S.Africa cbank: monetary stance to change as inflation rises

The South African Reserve Bank (SARB) could change its monetary stance because of rising risks to the inflation outlook and a likely rate hike in the U.S. by year-end, its deputy governor said on Friday.
The SARB has kept its benchmark repo rate steady in Africa's most advanced economy at 5.75 percent since July last year.
The bank has however signalled since its last monetary policy meeting in May that rising oil prices, above inflation wage settlements and a weaker rand currency could stoke inflation and bring a rate rise in coming months.
Deputy Governor Daniel Mminele told a monetary policy conference in Johannesburg that domestic factors, mainly electricity tariff hikes of around 20 percent due later in the year, would compound upside risks to inflation.

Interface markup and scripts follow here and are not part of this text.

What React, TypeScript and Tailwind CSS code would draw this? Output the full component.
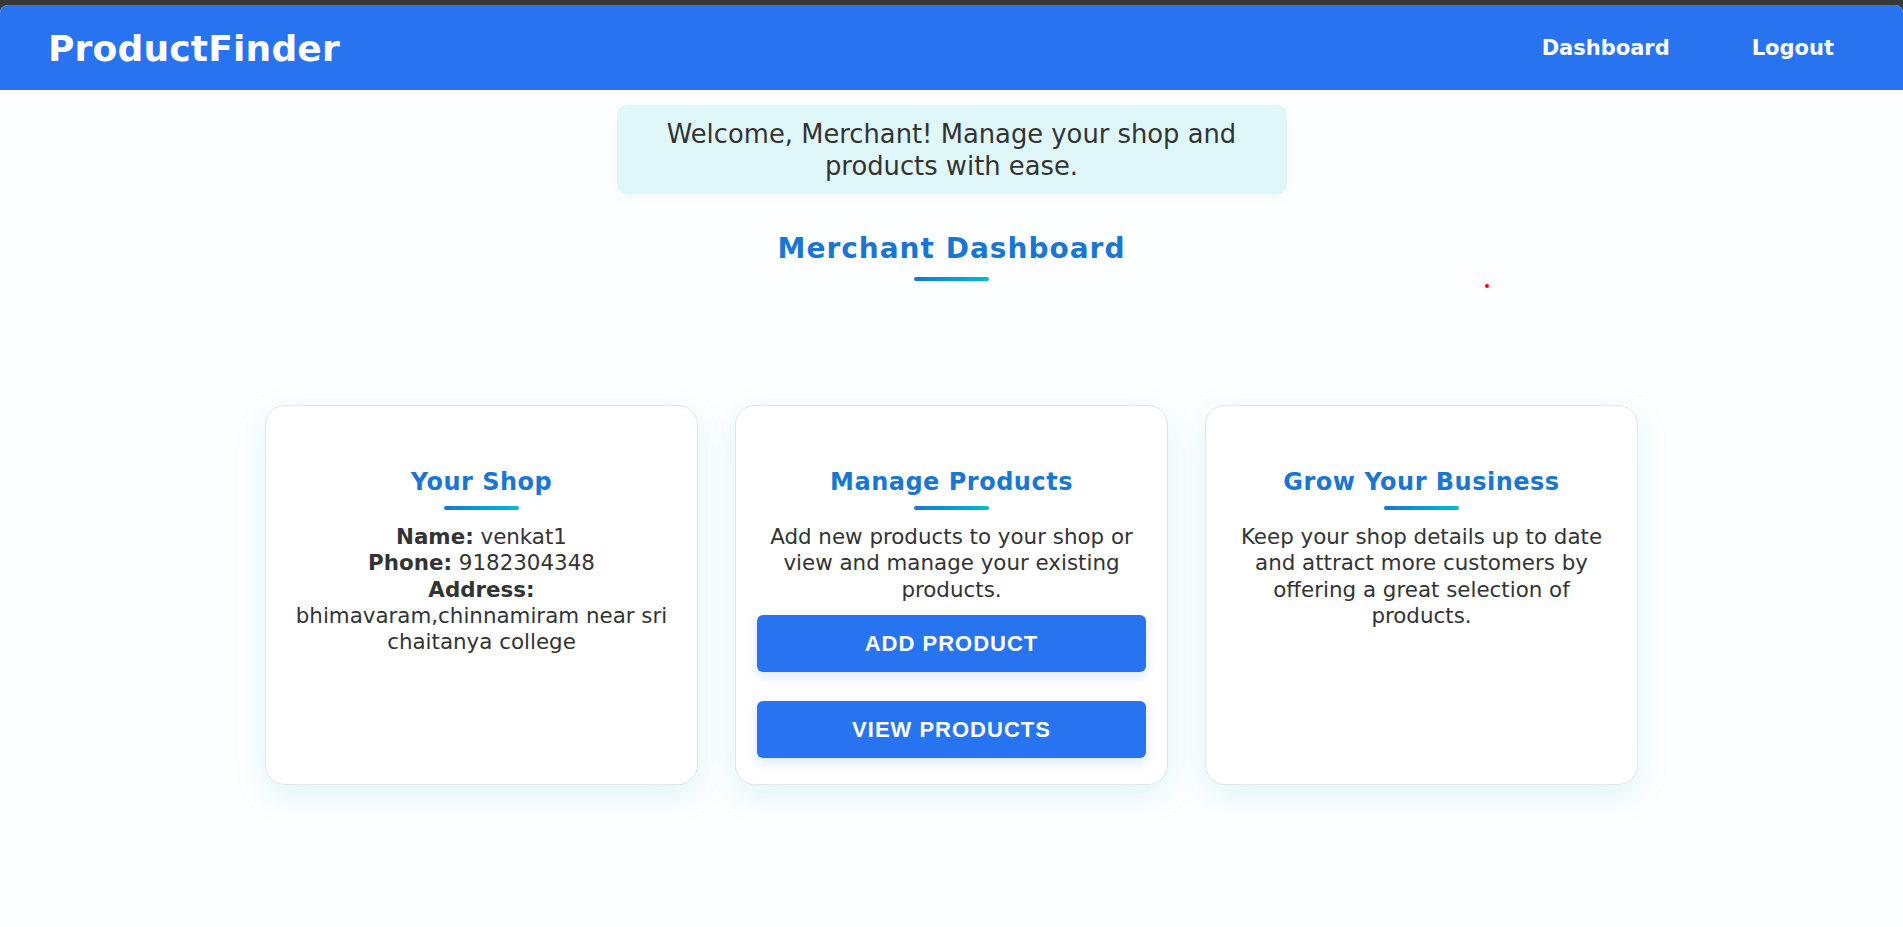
import React from "react";

const Underline = ({ className = "" }: { className?: string }) => (
  <div className={`w-[75px] h-[4px] rounded-full bg-linear-to-r from-[#1976d2] to-[#00bcd4] ${className}`} />
);

const CardTitle = ({ children }: { children: React.ReactNode }) => (
  <>
    <h2 className="text-[24px] leading-[30px] font-bold tracking-[0.5px] text-[#1976d2]">{children}</h2>
    <Underline className="mt-[9px]" />
  </>
);

const Card = ({ children }: { children: React.ReactNode }) => (
  <div className="w-[433px] h-[380px] rounded-[20px] border border-[#e3e6e8] bg-white px-[21px] pt-[61px] flex flex-col items-center text-center shadow-[0_10px_32px_rgba(0,188,212,0.13)]">
    {children}
  </div>
);

const Btn = ({ children, className = "" }: { children: React.ReactNode; className?: string }) => (
  <button
    className={`w-full h-[57px] rounded-[6px] bg-[#2874f0] text-white font-bold text-[22px] tracking-[1px] font-['Liberation_Sans',Arial,sans-serif] shadow-[0_4px_12px_rgba(40,116,240,0.18)] ${className}`}
  >
    {children}
  </button>
);

export default function App() {
  return (
    <div className="relative min-h-screen bg-[#383838] pt-[5px] font-['DejaVu_Sans',sans-serif]">
      <div className="min-h-[922px] bg-[#fdfeff] rounded-t-[8px] overflow-hidden">
        <nav className="h-[85px] bg-[#2874f0] flex items-center justify-between pl-[48px] pr-[69px]">
          <span className="text-white font-bold text-[36px] leading-none tracking-[0.2px] pt-[2px]">ProductFinder</span>
          <div className="flex items-center gap-[82px] text-white font-bold text-[21px] pt-[2px]">
            <a>Dashboard</a>
            <a>Logout</a>
          </div>
        </nav>

        <main className="flex flex-col items-center">
          <div className="mt-[15px] w-[670px] h-[89px] rounded-[10px] bg-[#e0f7fa] flex items-center justify-center text-center text-[25.8px] leading-[32px] text-[#333] shadow-[0_4px_14px_rgba(0,0,0,0.04)]">
            <p>
              Welcome, Merchant! Manage your shop and
              <br />
              products with ease.
            </p>
          </div>

          <h1 className="mt-[38px] text-[28px] leading-[34px] font-bold tracking-[1px] text-[#1976d2]">
            Merchant Dashboard
          </h1>
          <Underline className="mt-[11px]" />

          <div className="mt-[124px] flex gap-[37px]">
            <Card>
              <CardTitle>Your Shop</CardTitle>
              <div className="mt-[14px] text-[21.4px] leading-[26.3px] text-[#333]">
                <p>
                  <b>Name:</b> venkat1
                </p>
                <p>
                  <b>Phone:</b> 9182304348
                </p>
                <p>
                  <b>Address:</b>
                  <br />
                  bhimavaram,chinnamiram near sri
                  <br />
                  chaitanya college
                </p>
              </div>
            </Card>

            <Card>
              <CardTitle>Manage Products</CardTitle>
              <p className="mt-[14px] text-[21.4px] leading-[26.3px] text-[#333]">
                Add new products to your shop or
                <br />
                view and manage your existing
                <br />
                products.
              </p>
              <Btn className="mt-[12px]">ADD PRODUCT</Btn>
              <Btn className="mt-[29px]">VIEW PRODUCTS</Btn>
            </Card>

            <Card>
              <CardTitle>Grow Your Business</CardTitle>
              <p className="mt-[14px] text-[21.4px] leading-[26.3px] text-[#333]">
                Keep your shop details up to date
                <br />
                and attract more customers by
                <br />
                offering a great selection of
                <br />
                products.
              </p>
            </Card>
          </div>
        </main>
      </div>
      <div className="absolute left-[1485px] top-[284px] w-[4px] h-[4px] rounded-full bg-[#ff0000]" />
    </div>
  );
}
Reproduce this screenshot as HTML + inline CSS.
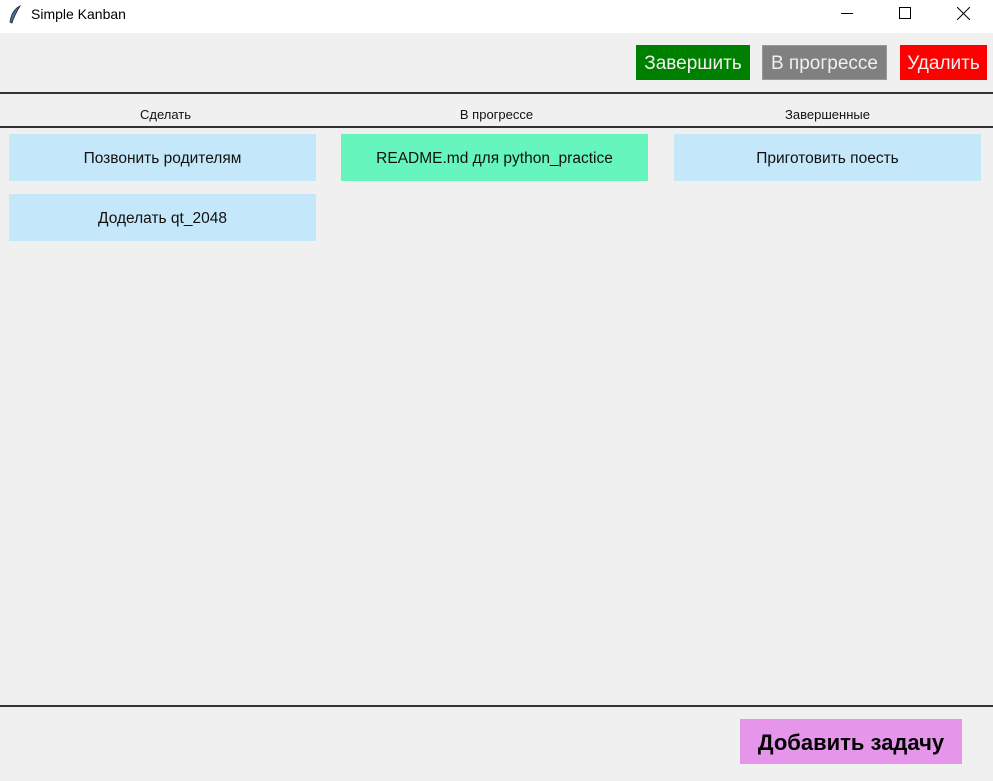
<!DOCTYPE html>
<html><head><meta charset="utf-8"><style>
body{margin:0;width:993px;height:781px;background:#f0f0f0;font-family:"Liberation Sans",sans-serif;position:relative;overflow:hidden}
.a{position:absolute;box-sizing:border-box}
.tb{left:0;top:0;width:993px;height:33px;background:#fff}
.btn{color:#f0f0f0;font-size:19px;display:flex;align-items:center;justify-content:center;padding-top:3px}
.card{background:#c4e8fa;font-size:15.5px;color:#111;display:flex;align-items:center;justify-content:center;width:307px;height:47px;padding-top:3px}
.hd{font-size:13px;color:#111;text-align:center;width:331px;top:107px}
.ln{left:0;width:993px;height:2px;background:#333}
</style></head><body>
<div class="a tb"></div>
<svg class="a" style="left:8px;top:5px" width="14" height="20" viewBox="0 0 14 20"><path d="M12 1C6 4 3 10 2 17L4 18C6 11 9 6 12 1Z" fill="#4a6fa8" stroke="#223" stroke-width=".8"/></svg>
<div class="a" style="left:31px;top:6px;font-size:14px;color:#000">Simple Kanban</div>
<div class="a" style="left:841px;top:13px;width:12px;height:1px;background:#000"></div>
<div class="a" style="left:899px;top:7px;width:12px;height:12px;border:1px solid #000"></div>
<svg class="a" style="left:957px;top:7px" width="13" height="13"><path d="M0 0L13 13M13 0L0 13" stroke="#000" stroke-width="1"/></svg>
<div class="a btn" style="left:636px;top:45px;width:114px;height:35px;background:#008000">Завершить</div>
<div class="a btn" style="left:762px;top:45px;width:125px;height:35px;background:#808080;border:1px solid #999">В прогрессе</div>
<div class="a btn" style="left:900px;top:45px;width:87px;height:35px;background:#ff0000">Удалить</div>
<div class="a ln" style="top:92px"></div>
<div class="a hd" style="left:0">Сделать</div>
<div class="a hd" style="left:331px">В прогрессе</div>
<div class="a hd" style="left:662px">Завершенные</div>
<div class="a ln" style="top:126px"></div>
<div class="a card" style="left:9px;top:134px">Позвонить родителям</div>
<div class="a card" style="left:9px;top:194px">Доделать qt_2048</div>
<div class="a card" style="left:341px;top:134px;background:#66f5bc">README.md для python_practice</div>
<div class="a card" style="left:674px;top:134px">Приготовить поесть</div>
<div class="a ln" style="top:705px"></div>
<div class="a" style="left:740px;top:719px;width:222px;height:45px;background:#e596ea;font-size:22px;font-weight:bold;color:#000;display:flex;align-items:center;justify-content:center;padding-top:3px">Добавить задачу</div>
</body></html>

"Inflation risks have increased, which suggests an unchanged monetary policy stance cannot be maintained indefinitely," Mminele said.
"We at the SARB are mindful of our mandate and committed to achieving our inflation target in the interest of balancing the systemic growth constraints," Mminele said.
At its monetary policy meeting in May the central bank said it expected headline inflation to breach the upper band of its target of 6 percent in Q1 of 2016.
Headline consumer prices, currently at 4.5 percent, have risen in the past two months having dipped below 4 percent in March on the back of the sharp fall in global oil prices.